◆ **GIVEN DATA**
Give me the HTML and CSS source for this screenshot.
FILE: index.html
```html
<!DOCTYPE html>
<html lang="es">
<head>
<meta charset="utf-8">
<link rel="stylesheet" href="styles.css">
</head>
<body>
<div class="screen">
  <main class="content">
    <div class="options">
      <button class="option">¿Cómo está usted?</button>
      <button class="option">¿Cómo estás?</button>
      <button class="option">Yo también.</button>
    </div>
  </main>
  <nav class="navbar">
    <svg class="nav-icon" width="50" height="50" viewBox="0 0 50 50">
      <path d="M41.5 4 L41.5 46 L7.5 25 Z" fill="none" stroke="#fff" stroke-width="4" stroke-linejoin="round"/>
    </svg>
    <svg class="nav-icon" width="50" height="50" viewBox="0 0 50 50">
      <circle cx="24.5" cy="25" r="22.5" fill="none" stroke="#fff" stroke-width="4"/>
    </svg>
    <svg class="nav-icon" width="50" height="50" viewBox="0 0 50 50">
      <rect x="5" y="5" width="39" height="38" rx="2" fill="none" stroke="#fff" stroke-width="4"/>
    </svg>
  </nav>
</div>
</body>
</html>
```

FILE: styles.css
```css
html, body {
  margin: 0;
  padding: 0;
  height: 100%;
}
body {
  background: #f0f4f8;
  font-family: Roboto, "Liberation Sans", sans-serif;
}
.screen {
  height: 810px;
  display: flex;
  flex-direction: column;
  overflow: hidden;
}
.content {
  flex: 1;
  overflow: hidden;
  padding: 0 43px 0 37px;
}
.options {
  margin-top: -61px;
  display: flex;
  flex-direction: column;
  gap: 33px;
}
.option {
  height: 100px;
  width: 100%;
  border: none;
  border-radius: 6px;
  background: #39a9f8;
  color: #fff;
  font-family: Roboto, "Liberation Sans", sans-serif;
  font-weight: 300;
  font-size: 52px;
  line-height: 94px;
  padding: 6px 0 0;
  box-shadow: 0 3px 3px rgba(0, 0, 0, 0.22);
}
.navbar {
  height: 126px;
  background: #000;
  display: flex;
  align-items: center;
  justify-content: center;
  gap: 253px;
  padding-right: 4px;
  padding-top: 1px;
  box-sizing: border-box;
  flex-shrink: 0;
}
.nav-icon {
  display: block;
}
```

...

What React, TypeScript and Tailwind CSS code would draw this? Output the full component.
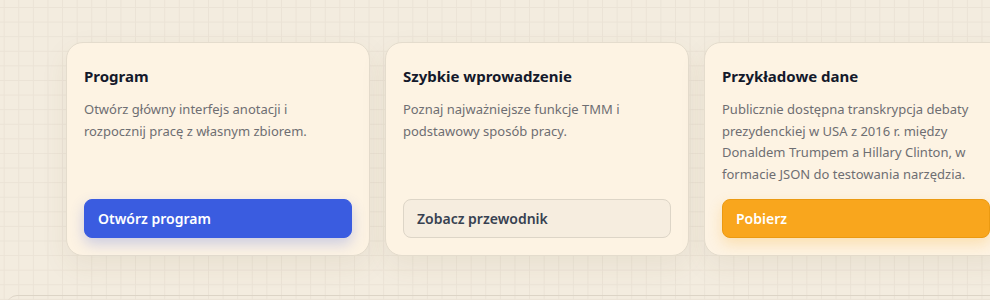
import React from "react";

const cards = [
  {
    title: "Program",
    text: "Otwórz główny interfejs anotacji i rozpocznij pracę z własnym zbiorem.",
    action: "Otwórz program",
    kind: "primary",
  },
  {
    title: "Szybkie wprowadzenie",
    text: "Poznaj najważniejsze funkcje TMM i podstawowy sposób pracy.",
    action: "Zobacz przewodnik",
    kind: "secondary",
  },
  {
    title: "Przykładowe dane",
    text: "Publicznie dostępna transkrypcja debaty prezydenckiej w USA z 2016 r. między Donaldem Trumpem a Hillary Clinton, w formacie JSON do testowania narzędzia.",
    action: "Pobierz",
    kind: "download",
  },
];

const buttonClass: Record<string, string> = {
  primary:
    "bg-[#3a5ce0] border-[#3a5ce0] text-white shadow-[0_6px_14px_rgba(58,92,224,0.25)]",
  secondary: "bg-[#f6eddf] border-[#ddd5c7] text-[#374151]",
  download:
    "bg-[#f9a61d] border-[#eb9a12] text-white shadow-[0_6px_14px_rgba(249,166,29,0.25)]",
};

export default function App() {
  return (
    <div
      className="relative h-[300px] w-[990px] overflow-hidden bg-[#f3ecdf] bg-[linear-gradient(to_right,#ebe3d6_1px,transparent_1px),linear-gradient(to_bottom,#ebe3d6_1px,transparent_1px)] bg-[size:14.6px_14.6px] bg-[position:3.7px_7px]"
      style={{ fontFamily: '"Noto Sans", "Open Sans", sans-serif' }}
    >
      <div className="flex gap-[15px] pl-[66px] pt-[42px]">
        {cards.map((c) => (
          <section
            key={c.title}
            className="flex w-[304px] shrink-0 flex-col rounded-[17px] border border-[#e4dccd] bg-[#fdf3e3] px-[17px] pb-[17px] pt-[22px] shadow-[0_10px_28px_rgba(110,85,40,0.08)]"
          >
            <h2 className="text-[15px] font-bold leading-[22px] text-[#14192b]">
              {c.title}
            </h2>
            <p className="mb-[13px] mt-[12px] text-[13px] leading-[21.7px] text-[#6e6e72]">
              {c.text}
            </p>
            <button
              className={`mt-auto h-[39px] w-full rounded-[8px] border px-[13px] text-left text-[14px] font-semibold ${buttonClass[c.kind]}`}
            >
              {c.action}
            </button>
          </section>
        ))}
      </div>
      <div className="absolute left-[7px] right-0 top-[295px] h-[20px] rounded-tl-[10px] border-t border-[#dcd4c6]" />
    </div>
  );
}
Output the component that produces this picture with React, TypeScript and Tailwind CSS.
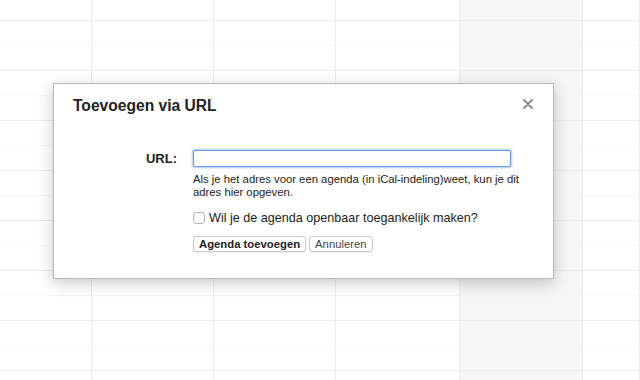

◆ **SHORT EXERCISE**
Using the entries above, reproduce word for word only the lines from the one that contains "What React, TypeScript" to the one that contains "import React from", both ends included, and drop every picture.

◆ **FULL OUTPUT**
What React, TypeScript and Tailwind CSS code would draw this? Output the full component.
import React from "react";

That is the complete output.